The Court of Appeal (Maurice Kay LJ, paragraph 35) found that:
“…Where there is a general provision aimed at a point of time at which proceedings are started it follows that the assimilation of when proceedings are begun and when they are started is conclusive. The extended meaning, given specifically in the context of the bringing of proceedings for the purposes of the Limitation Act, has no bearing on the present circumstances…”
Salford CC was a case very much reliant on the wording of the Housing Act 1996 though it is worth reminding ourselves what the Civil Procedure Rules actually say with regards to commencement:
“Proceedings are started when the court issues a claim form at the request of the claimant” (CPR 7.2(1).
“A claim form is issued on the date entered on the form by the court“ (CPR 7.2(2).
Paragraph 5 of the Practice Direction 7A to Part 7:
5.1 Proceedings are started when the court issues a claim form at the request of the claimant (see rule 7.2) but where the claim form as issued was received in the court office on a date earlier than the date on which it was issued by the court, the claim is ‘brought’ for the purposes of the Limitation Act 1980 and any other relevant statute on that earlier date.
5.2 The date on which the claim form was received by the court will be recorded by a date stamp either on the claim form held on the court file or on the letter that accompanied the claim form when it was received by the court.
5.3 An enquiry as to the date on which the claim form was received by the court should be directed to a court officer.
In Harrison there were no limitation factors at play.
The receiving party’s argument was that the language of CPR 44.3 (7)(a) is by reference to ‘cases commenced’ before 1 April 2013: not to ‘proceedings started’ (the language of CPR 7.2). This was said to connote a distinction between steps taken by a claimant to ‘commence’ a claim, and steps taken by a court to effect ‘issue’ of a claim.
Lord Justice Davis however was unconvinced that there was any distinction, observing that:
“It is impossible to divine any sensible differentiation in this context between the word ‘commenced’ and the word ‘started’ (or, indeed the word ‘begun’). They here mean the same thing: just as they did in the context of the decision in Salford CC v Garner [cited above].” (paragraph 59).
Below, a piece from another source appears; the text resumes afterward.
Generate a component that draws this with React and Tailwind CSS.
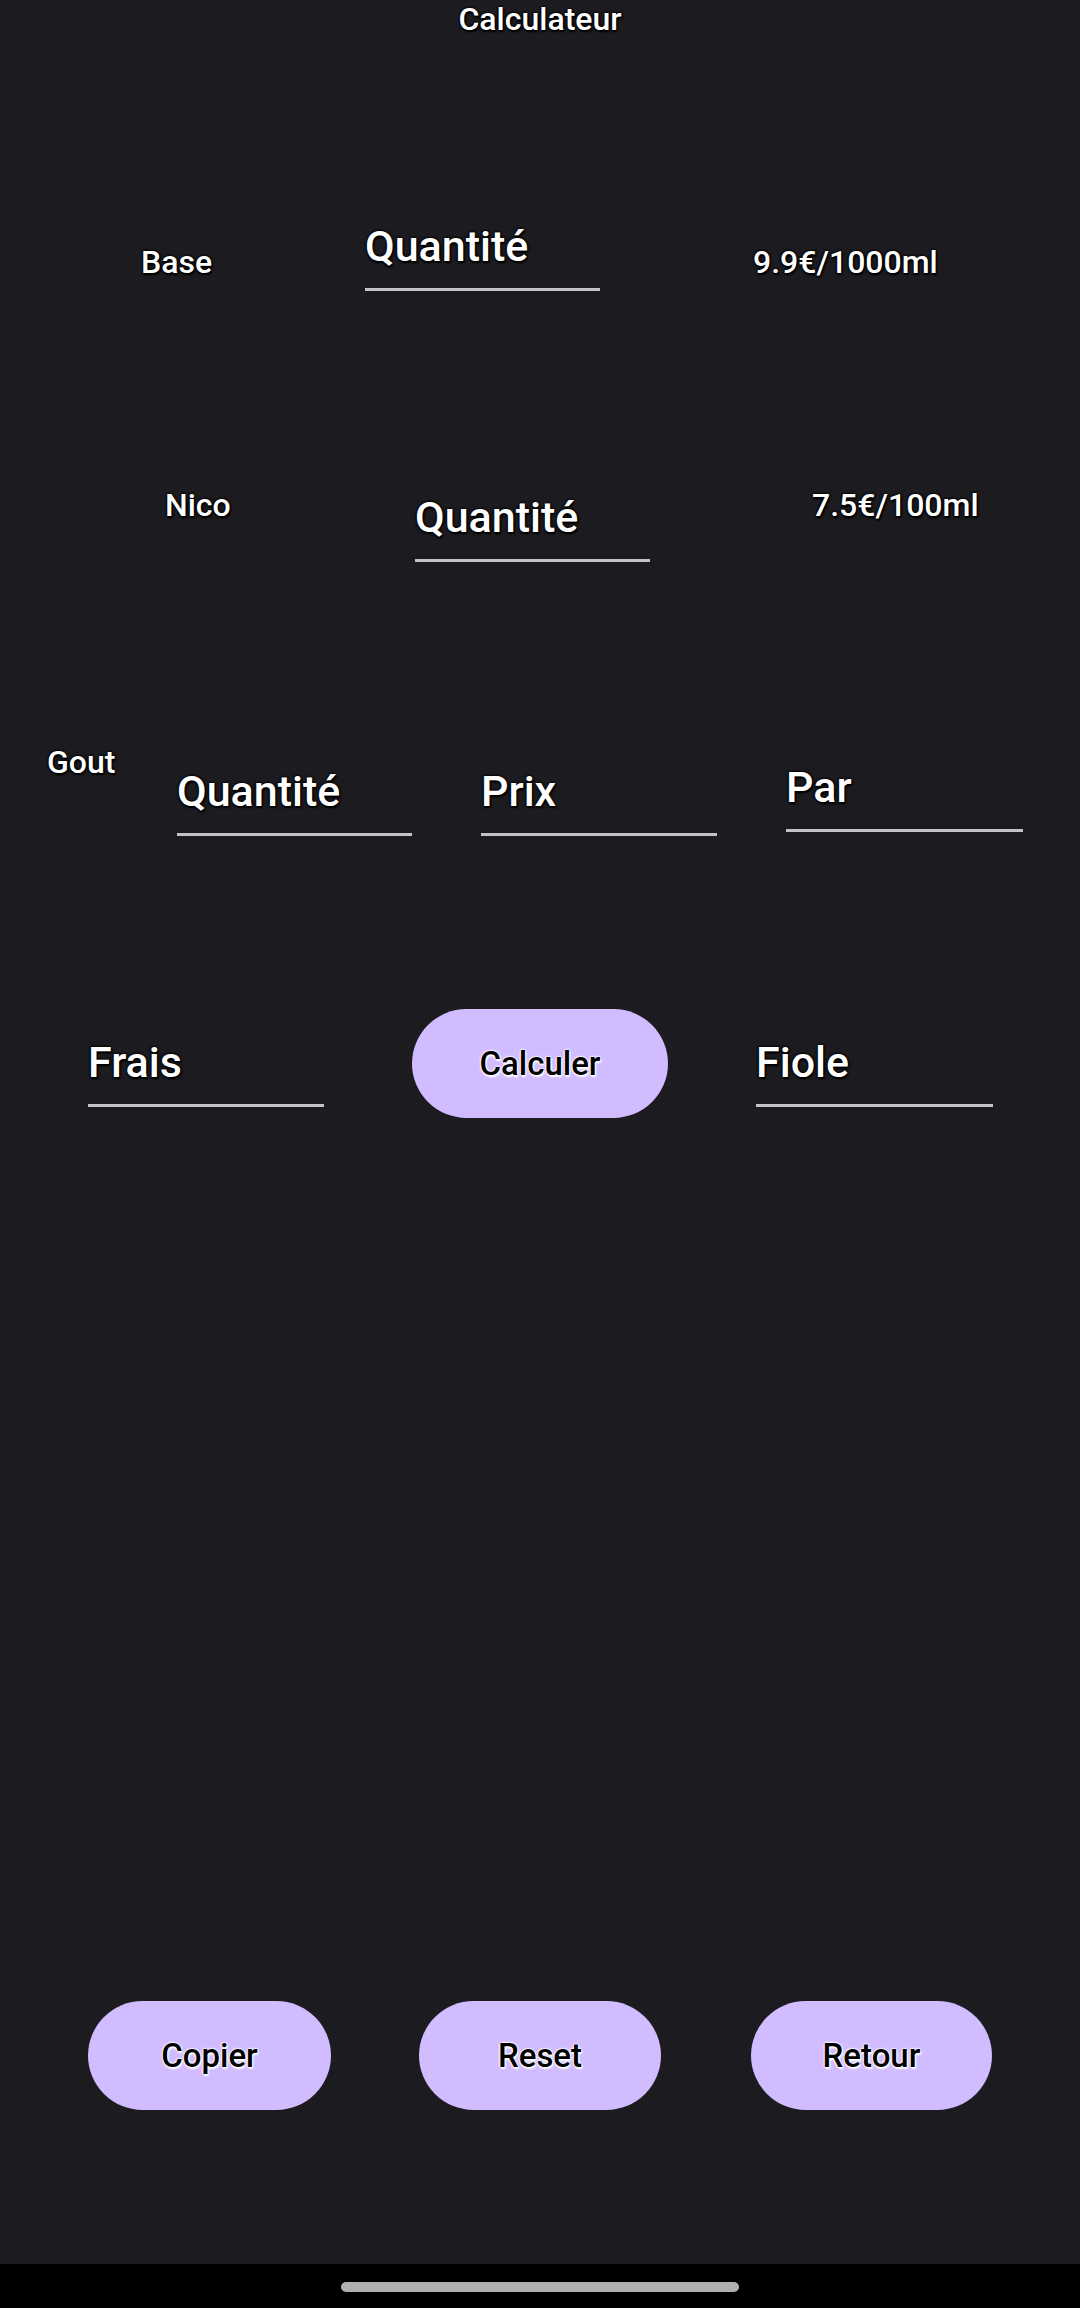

Davis LJ went on to observe that:
“…In CPR 3.12 – which itself relates to costs management – various transitional provisions apply to a ‘claim’ which is ‘commenced’ (although in one sub-paragraph the reference is to ‘proceedings commenced’).”
He noted that the receiving party seemed reluctant to give those words in that particular rule a meaning other than that connoted in CPR 7.2.
Black LJ cited the example of CPR 25.2 (which relates to interim remedies) which, all within the same rule, refers, without any apparent differentiation in actual meaning, variously ‘proceedings started’, to a ‘claim made’ and to a ‘claim commenced’: a lack of differentiation maintained by the commentary at 25.2.6 of the White Book:
“This yet further illustrates that a lack of total consistency of language for these purposes has no real bearing on the clear underpinning intent and meaning” (paragraph 61).
Thus in deciding this particular issue Davis LJ commented at paragraph 62:
“In my view, therefore, it is plain that a case is ‘commenced’ for the purposes of CPR 44.3 (7)(a) when the relevant proceedings are issued by the court. That, in the present case, yields the date of 9 April 2013. The proportionality provisions of CPR 44 (2)(a) and (5) apply accordingly”.
Given the large volumes of cases which were sent to courts for issue before 1 April 2013 this aspect of the judgment would appear to close the door on arguing that the ‘new’ proportionality test can be avoided where the court issued a claim after 1 April 2013 even where proceedings were received by the court before 1 April 2013, save for very limited circumstances.
Prinz Nagalingam, is a Solicitor at Victoria Square Chambers.